1. An automatic slide-on panel loading system comprising:
a stack (3) of said panels (2) from which to remove a pack (12) of a given height;
a work station having a supporting surface (13); and
a transfer bar (6) for feeding said pack (12) on to said supporting surface (13)
by means of at least one push member (11);
characterized by the fact that it comprises a device (14) for arresting the panels
(2) underlying said pack (12) and which tend to slip towards said supporting surface
(13).
2. A system as claimed in Claim 1, characterized by the fact that said device (14) is
installed between said stack (3) and said supporting surface (13).
3. A system as claimed in Claim 2, characterized by the fact that said device (14) presents
at least one body (15) for arresting said panels (2) underlying said pack (12) and
which tend to slip towards said supporting surface (13); and means (16) for pushing
said body (15) against the bottom edge of said moving pack (12).
4. A system as claimed in Claim 3, characterized by the fact that said device (14) presents
means (26) enabling relative movement of said body (15) and said push means (16),
so that the portion of said body (15) contacting the bottom edge of said pack (12)
remains permanently contacting said edge even if this is undulated.
5. A system as claimed in Claim 3 and/or 4, characterized by the fact that said device
(14) comprises sensing means (32) for detecting the passage, at a given point, of
said pack (12), and for activating said push means (16) so as to bring said body (15)
into contact with the bottom edge of said pack (12).
6. A system as claimed in Claim 5, characterized by the fact that it comprises an electronic
control system (27) for controlling said push means (16) and to which said sensing
means (32) are connected; said control system (27) also preferably controlling operation
of said bar (6).
7. A system as claimed in Claim 6, characterized by the fact that it comprises a platform
(4) for supporting said stack (3); and means (5), enabled by said control system (27),
for moving said platform (4).
8. A system as claimed in at least one of the foregoing Claims from 3 to 7, characterized
by the fact that said push means comprise a fluid actuator (16) having a vertical
rod (23) fitted with said body (15).
9. A system as claimed in Claim 8 dependent on at least one of the foregoing Claims from
4 to 7, characterized by the fact that said body (15) is free to move in relation
to said rod (23); and by the fact that said rod (23) is fitted with elastic means
(26) for pushing said body (15) upwards.
10. A system as claimed in any one of the foregoing Claims, characterized by the fact
that said body comprises a vertical plate (15) having, at the top end, a tapered tip
defined by a vertical face on the side facing said stack (3), and by an oblique face
on the side facing said supporting surface (13); said plate (15) being movable vertically
along a slideway (17) housed inside a recess (18) formed along the lateral edge of
said supporting surface (13) facing said stack (3).

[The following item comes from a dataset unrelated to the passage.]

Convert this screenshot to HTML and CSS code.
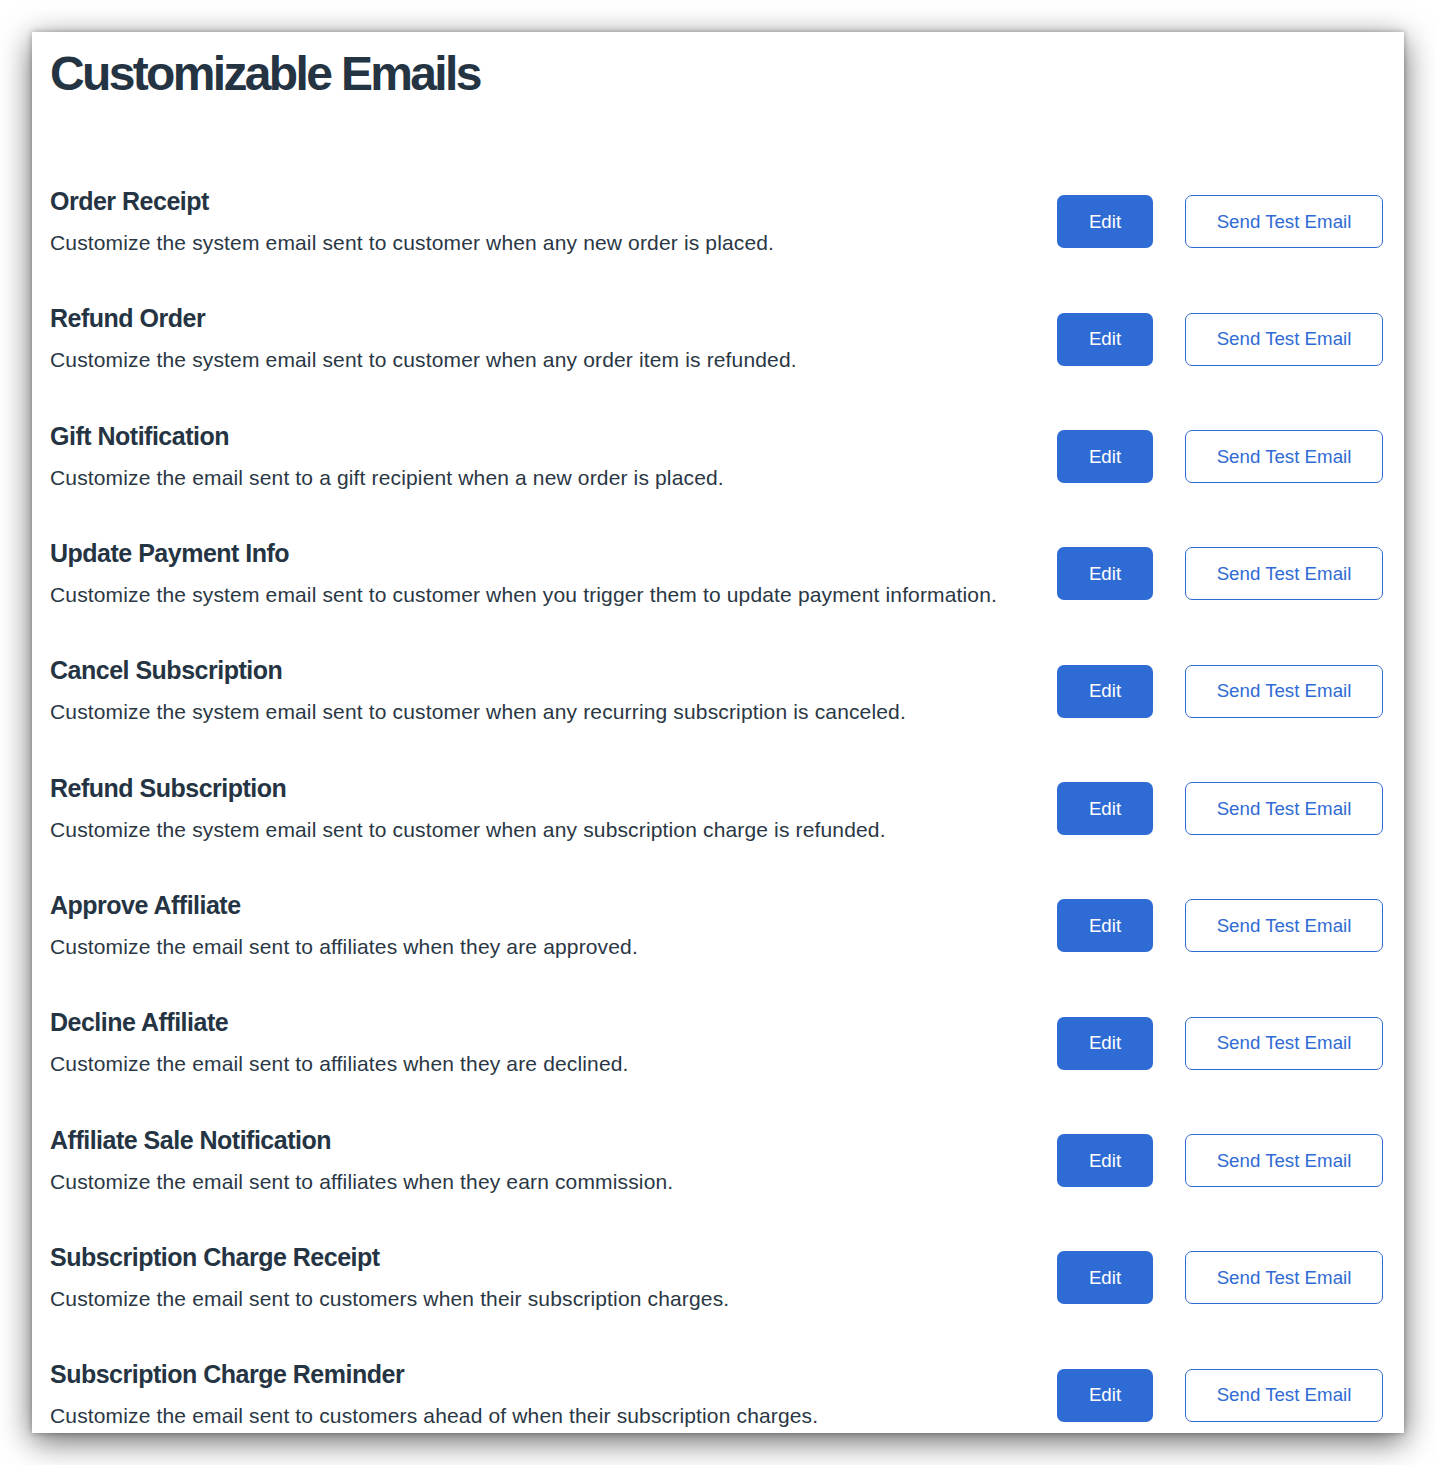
FILE: index.html
```html
<!DOCTYPE html>
<html lang="en">
<head>
<meta charset="utf-8">
<title>Customizable Emails</title>
<link rel="stylesheet" href="styles.css">
</head>
<body>
<div class="window">
  <h1 class="page-title">Customizable Emails</h1>
  <div class="list">
    <div class="row">
      <div class="info">
        <h2 class="row-title">Order Receipt</h2>
        <p class="row-desc">Customize the system email sent to customer when any new order is placed.</p>
      </div>
      <div class="actions"><button class="btn btn-primary">Edit</button><button class="btn btn-outline">Send Test Email</button></div>
    </div>
    <div class="row">
      <div class="info">
        <h2 class="row-title">Refund Order</h2>
        <p class="row-desc">Customize the system email sent to customer when any order item is refunded.</p>
      </div>
      <div class="actions"><button class="btn btn-primary">Edit</button><button class="btn btn-outline">Send Test Email</button></div>
    </div>
    <div class="row">
      <div class="info">
        <h2 class="row-title">Gift Notification</h2>
        <p class="row-desc">Customize the email sent to a gift recipient when a new order is placed.</p>
      </div>
      <div class="actions"><button class="btn btn-primary">Edit</button><button class="btn btn-outline">Send Test Email</button></div>
    </div>
    <div class="row">
      <div class="info">
        <h2 class="row-title">Update Payment Info</h2>
        <p class="row-desc">Customize the system email sent to customer when you trigger them to update payment information.</p>
      </div>
      <div class="actions"><button class="btn btn-primary">Edit</button><button class="btn btn-outline">Send Test Email</button></div>
    </div>
    <div class="row">
      <div class="info">
        <h2 class="row-title">Cancel Subscription</h2>
        <p class="row-desc">Customize the system email sent to customer when any recurring subscription is canceled.</p>
      </div>
      <div class="actions"><button class="btn btn-primary">Edit</button><button class="btn btn-outline">Send Test Email</button></div>
    </div>
    <div class="row">
      <div class="info">
        <h2 class="row-title">Refund Subscription</h2>
        <p class="row-desc">Customize the system email sent to customer when any subscription charge is refunded.</p>
      </div>
      <div class="actions"><button class="btn btn-primary">Edit</button><button class="btn btn-outline">Send Test Email</button></div>
    </div>
    <div class="row">
      <div class="info">
        <h2 class="row-title">Approve Affiliate</h2>
        <p class="row-desc">Customize the email sent to affiliates when they are approved.</p>
      </div>
      <div class="actions"><button class="btn btn-primary">Edit</button><button class="btn btn-outline">Send Test Email</button></div>
    </div>
    <div class="row">
      <div class="info">
        <h2 class="row-title">Decline Affiliate</h2>
        <p class="row-desc">Customize the email sent to affiliates when they are declined.</p>
      </div>
      <div class="actions"><button class="btn btn-primary">Edit</button><button class="btn btn-outline">Send Test Email</button></div>
    </div>
    <div class="row">
      <div class="info">
        <h2 class="row-title">Affiliate Sale Notification</h2>
        <p class="row-desc">Customize the email sent to affiliates when they earn commission.</p>
      </div>
      <div class="actions"><button class="btn btn-primary">Edit</button><button class="btn btn-outline">Send Test Email</button></div>
    </div>
    <div class="row">
      <div class="info">
        <h2 class="row-title">Subscription Charge Receipt</h2>
        <p class="row-desc">Customize the email sent to customers when their subscription charges.</p>
      </div>
      <div class="actions"><button class="btn btn-primary">Edit</button><button class="btn btn-outline">Send Test Email</button></div>
    </div>
    <div class="row">
      <div class="info">
        <h2 class="row-title">Subscription Charge Reminder</h2>
        <p class="row-desc">Customize the email sent to customers ahead of when their subscription charges.</p>
      </div>
      <div class="actions"><button class="btn btn-primary">Edit</button><button class="btn btn-outline">Send Test Email</button></div>
    </div>
  </div>
</div>
</body>
</html>
```
FILE: styles.css
```css
html, body {
  margin: 0;
  padding: 0;
  background: #ffffff;
}
body {
  padding: 32px;
  font-family: "Liberation Sans", Arial, sans-serif;
  color: #263443;
}
.window {
  width: 1372px;
  height: 1401px;
  box-sizing: border-box;
  background: #ffffff;
  overflow: hidden;
  padding: 0 21px 0 18px;
  box-shadow: 0 8px 30px rgba(0, 0, 0, 0.6), 0 0 6px rgba(0, 0, 0, 0.3);
}
.page-title {
  margin: 0;
  padding-top: 14px;
  height: 131.33px;
  box-sizing: border-box;
  font-size: 48px;
  line-height: 56px;
  font-weight: 700;
  letter-spacing: -2.65px;
  color: #253443;
}
.list {
  display: flex;
  flex-direction: column;
}
.row {
  display: flex;
  align-items: center;
  justify-content: space-between;
  height: 117.33px;
}
.info {
  display: flex;
  flex-direction: column;
  padding-bottom: 3px;
}
.row-title {
  margin: 0;
  font-size: 25px;
  line-height: 30px;
  font-weight: 700;
  letter-spacing: -0.5px;
  color: #253443;
}
.row-desc {
  margin: 15px 0 0;
  font-size: 21px;
  line-height: 24px;
  letter-spacing: 0.15px;
  color: #2a3744;
}
.actions {
  display: flex;
  gap: 32px;
}
.btn {
  height: 53px;
  box-sizing: border-box;
  border-radius: 7px;
  font-family: "Liberation Sans", Arial, sans-serif;
  font-size: 18.7px;
  cursor: pointer;
}
.btn-primary {
  width: 96px;
  background: #2f6bd4;
  border: none;
  color: #ffffff;
}
.btn-outline {
  width: 198px;
  background: #ffffff;
  border: 1px solid #2f6bd4;
  color: #2f6bd4;
}
```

11. A system as claimed in Claim 5, characterized by the fact that said sensing means
comprise at least one microswitch (32) having a fixed blade (34) housed inside a recess
(33) in the top face of said supporting surface (13) and in which is defined a first
electric contact; and a flexible blade (35) extending upwards beyond the top face
of said supporting surface (13) and in which is defined a second electric contact;
said pack (12), on being fed on to said supporting surface (13), pressing said flexible
blade (35) on to said fixed blade (34) and so electrically contacting the same.
12. A system as claimed in any one of the foregoing Claims from 3 to 11 dependent on Claim
3, characterized by the fact that said arresting device comprises two said bodies
(15) located a given distance apart and each connected to a respective said push means
(16).